Russian Foreign Minister Sergei Lavrov speaks at a meeting of the UN Security Council on peacekeeping operations, during the 72nd session of the General Assembly in New York, September 20, 2017. (Photo by AFP)

Russia's foreign minister says the United States will not conduct a strike on North Korea because the Americans know for certain that Pyongyang is equipped with nuclear bombs.

“Americans won’t strike [North] Korea, because not only do they suspect, but know for sure that Pyongyang has nuclear weapons,” Sergei Lavrov said in an interview with Russia’s NTV television channel aired on Sunday, as cited by TASS news agency.

The top Russian diplomat added that he was not defending the North by making such comments but “almost everyone agrees with such an analysis.”

An international uproar was created over Pyongyang’s sixth and the biggest nuclear test to date, which was conducted on September 3. The bomb, detonated underground, was reportedly about 16 times the size of America's atomic bomb that destroyed Hiroshima in 1945. The North also staged an intermediate-range missile test over Japan some two weeks later, drawing Tokyo’s strong condemnation.

US President Donald Trump has repeatedly threatened that the military option is on the table regarding North Korea, warning Pyongyang that it would be destroyed if it refused to do as it was told.
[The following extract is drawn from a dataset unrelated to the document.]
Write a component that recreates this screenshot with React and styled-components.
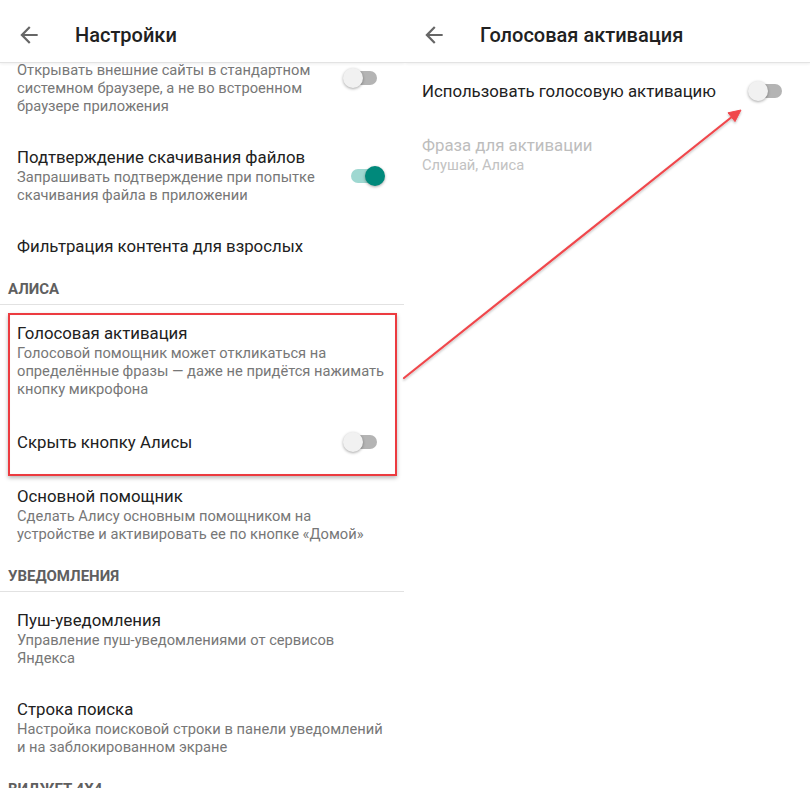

The American president and the North’s leader, Kim Jong-un, have recently been exchanging insults.

On September 19, Trump, in a speech before the United Nations General Assembly, mocked Kim as a “Little Rocket Man” who is on a “suicide mission.” He also warned that the United States would “totally destroy” North Korea if necessary.

Furthermore, Trump called Kim a “madman” on Friday, a day after Kim referred to him as “mentally deranged US dotard.”

US President Donald Trump speaks during a campaign rally for Alabama state Republican Senator Luther Strange at the Von Braun Civic Center, September 22, 2017, in Huntsville, Alabama. (Photo by AFP)

Lavrov also said on Sunday that Russian President Vladimir Putin had “repeatedly” said it was impossible to “imagine that the US or someone else has 100 percent information on all of the [nuclear] objects” in North Korea.

The Russian foreign minister said Washington carried out strikes on Iraq only because it was “100 percent sure” that there were no “weapons of mass destruction.”

Lavrov also strongly warned the US leaders that if they carry out a strike on the North without considering the nuclear might of Pyongyang, then “the situation could spiral out of control, so that thousands, dozens of thousands, or even hundreds of thousands innocent people will suffer in South Korea, as well as in the North, certainly in Japan, with Russia and China nearby too.”

On Saturday, Lavrov urged Washington and Pyongyang to reduce tensions and described the trading of insults between their leaders as a “kindergarten fight between children.”

Spectators listen to a television news broadcast of a statement by North Korean leader Kim Jong-un before a public television screen outside the central railway station in the capital Pyongyang September 22, 2017. (Photo by AFP)

In addition to threats posed by Washington on the peninsular Asian country, stringent sanctions drafted by the US, including bans on textile imports and capping crude and petrol supply, were also passed at the UN Security Council without opposition earlier this month to further pressure the North to abandon its nuclear and missile programs.

However, it seems that the sanctions have had little effect, if any, on Pyongyang’s will to complete its nuclear plans. Kim has already said that his country seeks to reach “equilibrium” of military force with the US.

On September 17, US Ambassador to the UN Nikki Haley acknowledged that the Security Council had run out of options on containing Pyongyang’s nuclear program, warning that the White House may have to turn the matter over to the Pentagon.

Russia and China have already warned that no military solution is available for resolving the escalating crisis in the Korean Peninsula, saying the current standoff will only be resolved through dialogue.

North Korea is under mounting international pressure over its missile and military nuclear programs and has been subjected to an array of sanctions by the United Nations. However, Pyongyang says it needs to continue and develop the programs as a deterrent against hostility by the US and its regional allies, including South Korea and Japan.